── Supplied data
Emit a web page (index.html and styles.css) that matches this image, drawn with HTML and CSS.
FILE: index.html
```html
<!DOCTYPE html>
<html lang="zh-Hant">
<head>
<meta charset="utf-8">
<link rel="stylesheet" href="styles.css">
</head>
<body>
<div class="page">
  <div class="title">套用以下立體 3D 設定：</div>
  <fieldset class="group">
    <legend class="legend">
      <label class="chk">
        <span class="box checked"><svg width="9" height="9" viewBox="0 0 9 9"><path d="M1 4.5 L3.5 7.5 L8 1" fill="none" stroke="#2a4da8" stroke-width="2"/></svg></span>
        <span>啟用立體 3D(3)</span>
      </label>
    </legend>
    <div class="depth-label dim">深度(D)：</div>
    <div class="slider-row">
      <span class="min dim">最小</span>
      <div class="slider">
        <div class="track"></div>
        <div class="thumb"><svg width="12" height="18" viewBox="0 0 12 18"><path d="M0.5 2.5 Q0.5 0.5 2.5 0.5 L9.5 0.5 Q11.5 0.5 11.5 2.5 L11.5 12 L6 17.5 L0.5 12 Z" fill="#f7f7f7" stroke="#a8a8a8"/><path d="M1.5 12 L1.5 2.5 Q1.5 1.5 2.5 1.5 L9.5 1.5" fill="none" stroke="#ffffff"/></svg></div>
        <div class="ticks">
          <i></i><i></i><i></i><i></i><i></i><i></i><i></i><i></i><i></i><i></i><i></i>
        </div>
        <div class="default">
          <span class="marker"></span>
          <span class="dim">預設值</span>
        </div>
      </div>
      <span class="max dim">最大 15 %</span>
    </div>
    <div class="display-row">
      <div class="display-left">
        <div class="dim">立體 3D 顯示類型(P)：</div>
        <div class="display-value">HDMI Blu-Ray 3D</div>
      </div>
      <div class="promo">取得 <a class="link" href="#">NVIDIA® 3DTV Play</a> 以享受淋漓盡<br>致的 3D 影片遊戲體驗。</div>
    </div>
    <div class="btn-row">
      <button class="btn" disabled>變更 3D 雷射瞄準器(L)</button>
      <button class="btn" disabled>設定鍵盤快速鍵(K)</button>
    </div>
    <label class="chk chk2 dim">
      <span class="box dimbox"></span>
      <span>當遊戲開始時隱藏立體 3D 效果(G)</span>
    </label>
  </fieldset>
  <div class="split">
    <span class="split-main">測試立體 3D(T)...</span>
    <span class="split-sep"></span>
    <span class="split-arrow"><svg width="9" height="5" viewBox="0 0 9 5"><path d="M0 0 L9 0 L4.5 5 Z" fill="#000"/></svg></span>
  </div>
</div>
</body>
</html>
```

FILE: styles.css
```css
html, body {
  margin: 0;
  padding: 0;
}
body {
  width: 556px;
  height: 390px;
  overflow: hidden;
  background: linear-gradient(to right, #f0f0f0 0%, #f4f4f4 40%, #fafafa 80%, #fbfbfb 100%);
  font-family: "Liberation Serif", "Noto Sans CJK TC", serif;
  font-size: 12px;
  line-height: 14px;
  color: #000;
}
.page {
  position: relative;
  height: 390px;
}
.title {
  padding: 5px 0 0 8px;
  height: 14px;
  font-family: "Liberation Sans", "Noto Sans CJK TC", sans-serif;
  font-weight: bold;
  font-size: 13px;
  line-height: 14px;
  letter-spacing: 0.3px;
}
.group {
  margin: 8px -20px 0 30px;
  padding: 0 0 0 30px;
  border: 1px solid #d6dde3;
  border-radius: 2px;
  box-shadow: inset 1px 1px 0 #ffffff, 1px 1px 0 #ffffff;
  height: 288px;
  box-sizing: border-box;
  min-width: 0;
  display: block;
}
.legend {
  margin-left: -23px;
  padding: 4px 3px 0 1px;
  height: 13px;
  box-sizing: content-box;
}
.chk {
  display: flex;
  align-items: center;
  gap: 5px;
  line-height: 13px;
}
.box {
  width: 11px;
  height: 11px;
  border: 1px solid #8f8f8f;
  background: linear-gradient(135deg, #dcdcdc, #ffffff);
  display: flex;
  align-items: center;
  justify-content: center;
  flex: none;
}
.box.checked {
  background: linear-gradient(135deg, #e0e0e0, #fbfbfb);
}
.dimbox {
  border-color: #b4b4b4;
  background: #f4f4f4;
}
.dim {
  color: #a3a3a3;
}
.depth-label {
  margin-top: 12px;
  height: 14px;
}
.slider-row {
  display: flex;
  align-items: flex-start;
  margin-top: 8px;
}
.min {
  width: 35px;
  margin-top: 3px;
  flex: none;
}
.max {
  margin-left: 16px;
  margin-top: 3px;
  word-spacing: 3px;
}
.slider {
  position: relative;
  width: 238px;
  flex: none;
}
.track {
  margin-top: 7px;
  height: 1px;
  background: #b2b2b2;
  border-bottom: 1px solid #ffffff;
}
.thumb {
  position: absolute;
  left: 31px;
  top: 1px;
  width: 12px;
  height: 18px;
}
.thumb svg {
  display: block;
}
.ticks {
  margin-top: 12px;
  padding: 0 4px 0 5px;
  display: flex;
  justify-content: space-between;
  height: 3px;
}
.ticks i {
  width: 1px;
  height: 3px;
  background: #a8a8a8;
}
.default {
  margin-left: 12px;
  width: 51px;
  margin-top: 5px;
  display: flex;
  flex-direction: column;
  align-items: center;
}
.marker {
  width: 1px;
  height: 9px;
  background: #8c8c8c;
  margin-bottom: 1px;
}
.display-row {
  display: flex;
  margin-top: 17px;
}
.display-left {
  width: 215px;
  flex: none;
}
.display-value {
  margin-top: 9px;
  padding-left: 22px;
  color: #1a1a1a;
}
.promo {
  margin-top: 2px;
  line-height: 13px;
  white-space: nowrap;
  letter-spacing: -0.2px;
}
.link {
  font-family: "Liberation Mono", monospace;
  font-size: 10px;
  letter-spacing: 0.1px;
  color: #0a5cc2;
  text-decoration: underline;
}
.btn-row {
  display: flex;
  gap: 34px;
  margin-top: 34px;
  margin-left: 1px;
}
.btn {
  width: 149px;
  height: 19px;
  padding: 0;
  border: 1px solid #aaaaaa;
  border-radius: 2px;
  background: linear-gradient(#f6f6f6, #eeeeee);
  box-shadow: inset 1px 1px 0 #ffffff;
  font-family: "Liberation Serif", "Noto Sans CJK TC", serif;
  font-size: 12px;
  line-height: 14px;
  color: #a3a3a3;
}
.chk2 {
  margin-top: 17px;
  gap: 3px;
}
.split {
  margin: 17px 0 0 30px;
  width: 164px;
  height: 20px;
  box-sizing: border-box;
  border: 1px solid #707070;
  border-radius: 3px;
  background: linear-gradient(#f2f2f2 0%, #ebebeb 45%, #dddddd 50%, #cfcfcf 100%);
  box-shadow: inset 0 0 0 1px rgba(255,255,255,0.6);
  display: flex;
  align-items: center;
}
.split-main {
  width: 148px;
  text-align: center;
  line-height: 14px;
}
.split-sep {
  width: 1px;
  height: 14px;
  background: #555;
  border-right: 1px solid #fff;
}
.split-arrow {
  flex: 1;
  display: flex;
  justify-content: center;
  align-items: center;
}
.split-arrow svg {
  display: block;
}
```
────
● Given problem
Copy all of the material word for word.

● Exercise answer
Emit a web page (index.html and styles.css) that matches this image, drawn with HTML and CSS.
FILE: index.html
```html
<!DOCTYPE html>
<html lang="zh-Hant">
<head>
<meta charset="utf-8">
<link rel="stylesheet" href="styles.css">
</head>
<body>
<div class="page">
  <div class="title">套用以下立體 3D 設定：</div>
  <fieldset class="group">
    <legend class="legend">
      <label class="chk">
        <span class="box checked"><svg width="9" height="9" viewBox="0 0 9 9"><path d="M1 4.5 L3.5 7.5 L8 1" fill="none" stroke="#2a4da8" stroke-width="2"/></svg></span>
        <span>啟用立體 3D(3)</span>
      </label>
    </legend>
    <div class="depth-label dim">深度(D)：</div>
    <div class="slider-row">
      <span class="min dim">最小</span>
      <div class="slider">
        <div class="track"></div>
        <div class="thumb"><svg width="12" height="18" viewBox="0 0 12 18"><path d="M0.5 2.5 Q0.5 0.5 2.5 0.5 L9.5 0.5 Q11.5 0.5 11.5 2.5 L11.5 12 L6 17.5 L0.5 12 Z" fill="#f7f7f7" stroke="#a8a8a8"/><path d="M1.5 12 L1.5 2.5 Q1.5 1.5 2.5 1.5 L9.5 1.5" fill="none" stroke="#ffffff"/></svg></div>
        <div class="ticks">
          <i></i><i></i><i></i><i></i><i></i><i></i><i></i><i></i><i></i><i></i><i></i>
        </div>
        <div class="default">
          <span class="marker"></span>
          <span class="dim">預設值</span>
        </div>
      </div>
      <span class="max dim">最大 15 %</span>
    </div>
    <div class="display-row">
      <div class="display-left">
        <div class="dim">立體 3D 顯示類型(P)：</div>
        <div class="display-value">HDMI Blu-Ray 3D</div>
      </div>
      <div class="promo">取得 <a class="link" href="#">NVIDIA® 3DTV Play</a> 以享受淋漓盡<br>致的 3D 影片遊戲體驗。</div>
    </div>
    <div class="btn-row">
      <button class="btn" disabled>變更 3D 雷射瞄準器(L)</button>
      <button class="btn" disabled>設定鍵盤快速鍵(K)</button>
    </div>
    <label class="chk chk2 dim">
      <span class="box dimbox"></span>
      <span>當遊戲開始時隱藏立體 3D 效果(G)</span>
    </label>
  </fieldset>
  <div class="split">
    <span class="split-main">測試立體 3D(T)...</span>
    <span class="split-sep"></span>
    <span class="split-arrow"><svg width="9" height="5" viewBox="0 0 9 5"><path d="M0 0 L9 0 L4.5 5 Z" fill="#000"/></svg></span>
  </div>
</div>
</body>
</html>
```

FILE: styles.css
```css
html, body {
  margin: 0;
  padding: 0;
}
body {
  width: 556px;
  height: 390px;
  overflow: hidden;
  background: linear-gradient(to right, #f0f0f0 0%, #f4f4f4 40%, #fafafa 80%, #fbfbfb 100%);
  font-family: "Liberation Serif", "Noto Sans CJK TC", serif;
  font-size: 12px;
  line-height: 14px;
  color: #000;
}
.page {
  position: relative;
  height: 390px;
}
.title {
  padding: 5px 0 0 8px;
  height: 14px;
  font-family: "Liberation Sans", "Noto Sans CJK TC", sans-serif;
  font-weight: bold;
  font-size: 13px;
  line-height: 14px;
  letter-spacing: 0.3px;
}
.group {
  margin: 8px -20px 0 30px;
  padding: 0 0 0 30px;
  border: 1px solid #d6dde3;
  border-radius: 2px;
  box-shadow: inset 1px 1px 0 #ffffff, 1px 1px 0 #ffffff;
  height: 288px;
  box-sizing: border-box;
  min-width: 0;
  display: block;
}
.legend {
  margin-left: -23px;
  padding: 4px 3px 0 1px;
  height: 13px;
  box-sizing: content-box;
}
.chk {
  display: flex;
  align-items: center;
  gap: 5px;
  line-height: 13px;
}
.box {
  width: 11px;
  height: 11px;
  border: 1px solid #8f8f8f;
  background: linear-gradient(135deg, #dcdcdc, #ffffff);
  display: flex;
  align-items: center;
  justify-content: center;
  flex: none;
}
.box.checked {
  background: linear-gradient(135deg, #e0e0e0, #fbfbfb);
}
.dimbox {
  border-color: #b4b4b4;
  background: #f4f4f4;
}
.dim {
  color: #a3a3a3;
}
.depth-label {
  margin-top: 12px;
  height: 14px;
}
.slider-row {
  display: flex;
  align-items: flex-start;
  margin-top: 8px;
}
.min {
  width: 35px;
  margin-top: 3px;
  flex: none;
}
.max {
  margin-left: 16px;
  margin-top: 3px;
  word-spacing: 3px;
}
.slider {
  position: relative;
  width: 238px;
  flex: none;
}
.track {
  margin-top: 7px;
  height: 1px;
  background: #b2b2b2;
  border-bottom: 1px solid #ffffff;
}
.thumb {
  position: absolute;
  left: 31px;
  top: 1px;
  width: 12px;
  height: 18px;
}
.thumb svg {
  display: block;
}
.ticks {
  margin-top: 12px;
  padding: 0 4px 0 5px;
  display: flex;
  justify-content: space-between;
  height: 3px;
}
.ticks i {
  width: 1px;
  height: 3px;
  background: #a8a8a8;
}
.default {
  margin-left: 12px;
  width: 51px;
  margin-top: 5px;
  display: flex;
  flex-direction: column;
  align-items: center;
}
.marker {
  width: 1px;
  height: 9px;
  background: #8c8c8c;
  margin-bottom: 1px;
}
.display-row {
  display: flex;
  margin-top: 17px;
}
.display-left {
  width: 215px;
  flex: none;
}
.display-value {
  margin-top: 9px;
  padding-left: 22px;
  color: #1a1a1a;
}
.promo {
  margin-top: 2px;
  line-height: 13px;
  white-space: nowrap;
  letter-spacing: -0.2px;
}
.link {
  font-family: "Liberation Mono", monospace;
  font-size: 10px;
  letter-spacing: 0.1px;
  color: #0a5cc2;
  text-decoration: underline;
}
.btn-row {
  display: flex;
  gap: 34px;
  margin-top: 34px;
  margin-left: 1px;
}
.btn {
  width: 149px;
  height: 19px;
  padding: 0;
  border: 1px solid #aaaaaa;
  border-radius: 2px;
  background: linear-gradient(#f6f6f6, #eeeeee);
  box-shadow: inset 1px 1px 0 #ffffff;
  font-family: "Liberation Serif", "Noto Sans CJK TC", serif;
  font-size: 12px;
  line-height: 14px;
  color: #a3a3a3;
}
.chk2 {
  margin-top: 17px;
  gap: 3px;
}
.split {
  margin: 17px 0 0 30px;
  width: 164px;
  height: 20px;
  box-sizing: border-box;
  border: 1px solid #707070;
  border-radius: 3px;
  background: linear-gradient(#f2f2f2 0%, #ebebeb 45%, #dddddd 50%, #cfcfcf 100%);
  box-shadow: inset 0 0 0 1px rgba(255,255,255,0.6);
  display: flex;
  align-items: center;
}
.split-main {
  width: 148px;
  text-align: center;
  line-height: 14px;
}
.split-sep {
  width: 1px;
  height: 14px;
  background: #555;
  border-right: 1px solid #fff;
}
.split-arrow {
  flex: 1;
  display: flex;
  justify-content: center;
  align-items: center;
}
.split-arrow svg {
  display: block;
}
```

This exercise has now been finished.